— WHAT IS BEING ASKED —
Report the number of lines in these entries that contain "TypeScript". Write only the number.

#### AVAILABLE RECORDS

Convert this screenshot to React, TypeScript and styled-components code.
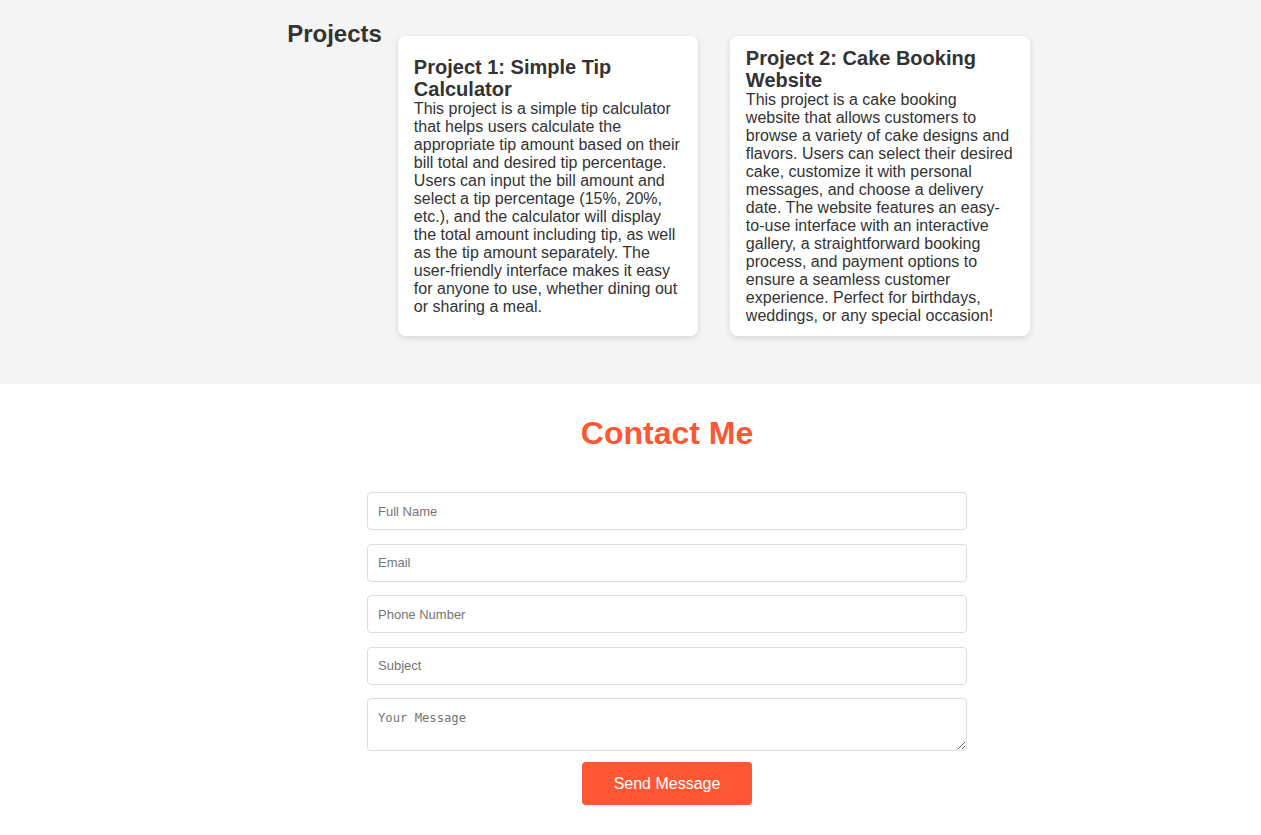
import React from 'react';
import styled, { createGlobalStyle } from 'styled-components';

const GlobalStyle = createGlobalStyle`
  body {
    margin: 0;
    font-family: "Liberation Sans", Arial, sans-serif;
    color: #333;
    background: #fff;
  }
`;

const ProjectsSection = styled.section`
  background: #f4f4f4;
  display: flex;
  justify-content: center;
  align-items: flex-start;
  padding: 20px 0 48px 56px;
`;

const SectionTitle = styled.h2`
  margin: 0 16px 0 0;
  font-size: 24px;
  line-height: 28px;
  font-weight: bold;
  color: #333;
`;

const CardList = styled.div`
  display: flex;
  gap: 32px;
  margin-top: 16px;
`;

const Card = styled.div`
  box-sizing: border-box;
  width: 300px;
  height: 300px;
  padding: 0 16px;
  background: #fff;
  border-radius: 8px;
  box-shadow: 0 2px 6px rgba(0, 0, 0, 0.12);
  display: flex;
  flex-direction: column;
  justify-content: center;
`;

const CardTitle = styled.h3`
  margin: 0;
  font-size: 20px;
  line-height: 22px;
  font-weight: bold;
  color: #333;
`;

const CardText = styled.p`
  margin: 0;
  font-size: 16px;
  line-height: 18px;
  color: #333;
`;

const ContactSection = styled.section`
  padding: 31px 0 30px 73px;
  display: flex;
  flex-direction: column;
  align-items: center;
`;

const ContactTitle = styled.h2`
  margin: 0 0 40px;
  font-size: 32px;
  line-height: 37px;
  font-weight: bold;
  color: #ff5733;
`;

const Form = styled.form`
  width: 600px;
  display: flex;
  flex-direction: column;
  align-items: center;
`;

const Field = styled.input`
  box-sizing: border-box;
  width: 100%;
  height: 38px;
  margin: 0 0 13.5px;
  padding: 10px;
  border: 1px solid #ddd;
  border-radius: 4px;
  font-family: "Liberation Sans", Arial, sans-serif;
  font-size: 13px;
  color: #333;
  &::placeholder {
    color: #757575;
  }
`;

const MessageBox = styled.textarea`
  box-sizing: border-box;
  width: 100%;
  height: 53px;
  margin: 0;
  padding: 11px 10px 10px;
  border: 1px solid #ddd;
  border-radius: 4px;
  font-family: "DejaVu Sans Mono", "Liberation Mono", monospace;
  font-size: 12.2px;
  line-height: 16px;
  display: block;
  &::placeholder {
    color: #757575;
  }
`;

const SendButton = styled.button`
  margin-top: 11px;
  height: 43px;
  padding: 0 32px;
  border: none;
  border-radius: 4px;
  background: #ff5733;
  color: #fff;
  font-family: "Liberation Sans", Arial, sans-serif;
  font-size: 16px;
  cursor: pointer;
`;

const projects = [
  {
    title: 'Project 1: Simple Tip Calculator',
    text: 'This project is a simple tip calculator that helps users calculate the appropriate tip amount based on their bill total and desired tip percentage. Users can input the bill amount and select a tip percentage (15%, 20%, etc.), and the calculator will display the total amount including tip, as well as the tip amount separately. The user-friendly interface makes it easy for anyone to use, whether dining out or sharing a meal.',
  },
  {
    title: 'Project 2: Cake Booking Website',
    text: 'This project is a cake booking website that allows customers to browse a variety of cake designs and flavors. Users can select their desired cake, customize it with personal messages, and choose a delivery date. The website features an easy-to-use interface with an interactive gallery, a straightforward booking process, and payment options to ensure a seamless customer experience. Perfect for birthdays, weddings, or any special occasion!',
  },
];

const App = () => (
  <>
    <GlobalStyle />
    <ProjectsSection>
      <SectionTitle>Projects</SectionTitle>
      <CardList>
        {projects.map(p => (
          <Card key={p.title}>
            <CardTitle>{p.title}</CardTitle>
            <CardText>{p.text}</CardText>
          </Card>
        ))}
      </CardList>
    </ProjectsSection>

    <ContactSection>
      <ContactTitle>Contact Me</ContactTitle>
      <Form onSubmit={e => e.preventDefault()}>
        <Field type="text" placeholder="Full Name" />
        <Field type="email" placeholder="Email" />
        <Field type="tel" placeholder="Phone Number" />
        <Field type="text" placeholder="Subject" />
        <MessageBox placeholder="Your Message" />
        <SendButton type="submit">Send Message</SendButton>
      </Form>
    </ContactSection>
  </>
);

export default App;
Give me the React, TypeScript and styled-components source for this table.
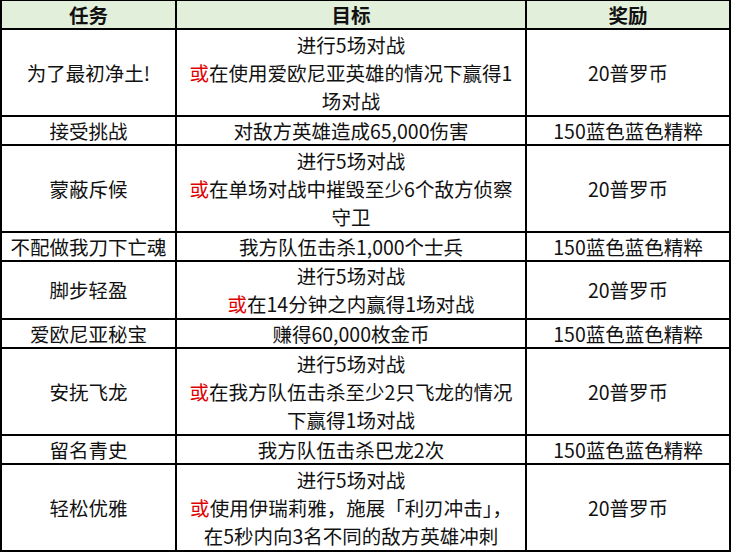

########

— IN RESPONSE —
2